It’s ironic. Though discount carrier Norwegian Air is skating on perilously thin financial ice these days, its first full year of international service at Stewart Airport was not responsible for that red ink. On the contrary. Ending the year with a flourish, the airline’s year-end numbers signal an indisputable success at Stewart.
Would that the rest of the airline’s operations be doing as well. But they’re not. The airline’s stock price has plummeted. The world is now witnessing an existential threat to the survival of Norwegian Air, the plucky independent entrepreneurial airline which had the courage to test out a widely derided business model in the extremely competitive New York international air market, and to produce, it seems from the numbers, distinctly positive results. At Stewart, the numbers constitute a proof of concept.
The airline’s CEO, Bjorn Kjos, is a colorful character who went all in on selling steeply discounted tickets to flights to and from secondary airports like Stewart. His strategy has had its ups and downs. Revenues increased dramatically, but so did debt. Norwegian was successful in some markets but not in others. When would the company-wide turnaround come?
In the fairybook world, the aerial melodrama would end with the risk-taking entrepreneur escaping the jaws of his creditors and reaping his just rewards. In the real world, alas, there are alternate outcomes, most of which don’t turn out so well. For Norwegian as a company, the signs have been ominous. To raise cash to meet its bills, the airline has recently been selling warrants that value the company at less than its stock price.
Meanwhile, airport owner Port Authority of New York and New Jersey has announced it’s proceeding with plans to build a 20,000-square-foot separate international terminal at Stewart for about $40 million. The addition, PANYNJ blithely reported the expenditure was part of a larger investment to which it had committed itself a decade ago. The multi-billion-dollar interstate authority said in a press release that it had confidence in Stewart’s growing appeal for carriers and passengers alike.
Norwegian is Stewart’s sole international carrier. No Norwegian, no international passengers.
Is this powerful agency taking on a big financial risk based on shaky thinking? Or might Port Authority know something the rest of us don’t?
In its first full half-year of operations at Stewart in 2017, Norwegian carried 136,600 paying passengers. In the same six months this year, making approximately the same number of flights, it carried 187,500 paying passengers. That’s an average increase of 8500 passengers a month. Norwegian ended the last quarter of 2018 with a bang, its number of paying passengers at Stewart increasing by 40 percent over the previous year’s last quarter.
These numbers constitute a strong indicator that the market demand from passengers traveling between the New York City area and European destinations at ticket prices the Scandinavian airline charges at Stewart (plus $20 one way for the Short Line bus) is robust. Some of the financial parameters remain unknown, but it’s clear a significant number of metropolitan New York passengers or tourists prefer patronizing Stewart to getting stuck on the Van Wyck Expressway on their way to JFK or schlepping to Newark (Norwegian flies out of both).

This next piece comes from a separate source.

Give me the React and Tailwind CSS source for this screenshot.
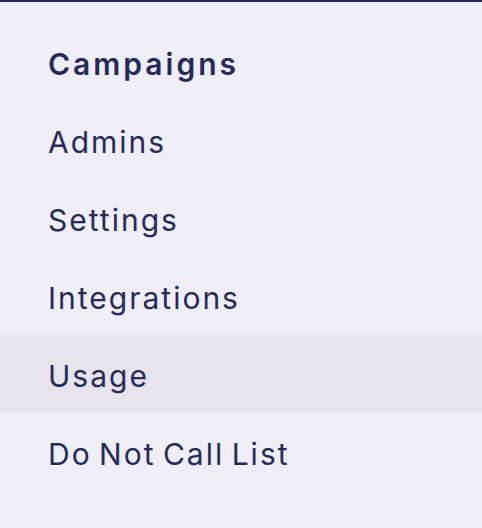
export default function App() {
  const items = [
    { label: "Campaigns", bold: true },
    { label: "Admins" },
    { label: "Settings" },
    { label: "Integrations" },
    { label: "Usage", active: true },
    { label: "Do Not Call List" },
  ];
  return (
    <div
      className="w-[482px] h-[528px] bg-[#efedf5] border-t-2 border-[#232857] pt-[21px]"
      style={{ fontFamily: "Inter, 'Noto Sans', sans-serif" }}
    >
      {items.map((it) => (
        <div
          key={it.label}
          className={`h-[78px] flex items-center pl-[48px] pt-[4px] text-[30px] text-[#252a5a] [word-spacing:-3px] ${
            it.active ? "bg-[#e6e4ea]" : ""
          } ${it.bold ? "font-semibold tracking-[3px]" : "font-normal tracking-[2px]"}`}
        >
          {it.label}
        </div>
      ))}
    </div>
  );
}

Though Norwegian is pushing ahead with some new flights to Europe from other American airports, Kjos has said that he wants to concentrate on adding more frequent flights to and from existing destinations that Norwegian serves. That’s known as “optimizing the route portfolio.”
In 2018, Stewart Airport served 366,130 domestic passengers (117,713 used JetBlue, 111,747 Allegiant, 79,646 American and 57,564 Delta) as well as the 324,291 international passengers who used Norwegian. Though only about half of one percent of the 139 million air passengers at all the Port Authority airports, the Stewart 2018 passenger total was the highest in a decade.
If the count of international passengers continues to swell in the coming months, Norwegian’s viability at Stewart will also continue to strengthen. Eventually, the market potential is likely to attract competitive discount carriers. This may be one of those business situations, however, where it is not the pioneer in the market but the early adopter who ends up with the greater financial success. But Stewart has a very good chance of ending up a winner no matter how the Scandinavian melodrama ends.